Scientists exploring what may trigger a complex disorder known as chronic fatigue syndrome (CFS) have found clues in the way some people's immune systems respond more actively to a health attack. A severe illness characterised by long-term physical and mental fatigue, CFS is thought to affect up to 17 million people worldwide and around 250,000 people in Britain.
Sufferers are often bed-bound and unable to carry out basic daily activities like washing and feeding themselves. The researchers used a drug known as interferon alpha to create a model of the syndrome and found that patients whose immune response to treatment was hyperactive or exaggerated were more likely to then develop severe fatigue.

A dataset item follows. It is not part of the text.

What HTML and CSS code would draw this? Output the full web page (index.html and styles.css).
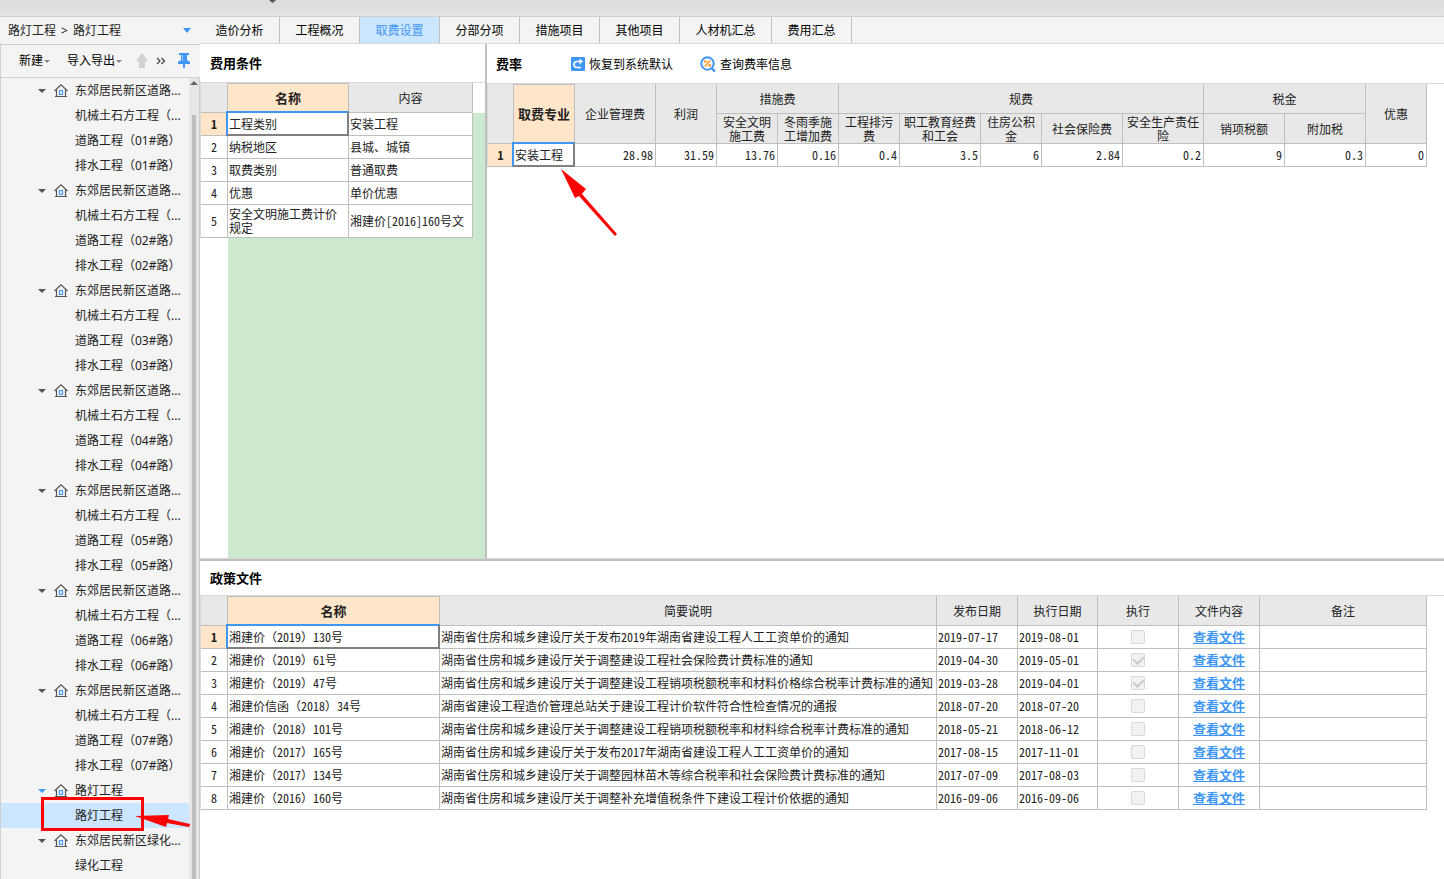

"For the first time, we have shown that people who are prone to develop a CFS-like illness have an overactive immune system, both before and during a challenge to the immune system," said Alice Russell of King's College London's Institute of Psychiatry, Psychology & Neuroscience (IoPPN), who led the work. The condition, as well as research into it, is highly contentious, in part because its possible causes and range of debilitating symptoms are poorly understood.
Interferon alpha is used as a treatment for hepatitis C infection, and activates the immune system in the same way as a powerful infection. Many patients who receive interferon alpha experience extreme fatigue during treatment, and some continue to feel chronic fatigue for many months after the drug course is completed. Russell's team used this knowledge and measured fatigue and immune system markers in 55 patients before, during and after treatment with interferon alpha.
They found that the 18 of those 55 who went on to develop a CFS-like illness had a hyperactive immune system before treatment, and an highly overactive response during treatment. "(This suggests) people who have an exaggerated immune response to a trigger may be more at risk of developing CFS," Russell told reporters at a briefing about the findings.
IoPPN professor Carmine Pariante stressed that while the study's main finding is a useful addition to scant scientific knowledge about CFS - also known as myalgic encephalopathy (ME) - it offers few clues on how to treat, cure or prevent it. "It's a light in the fog," he told reporters. "But a better understanding of the biology underlying the development of CFS is needed to help patients.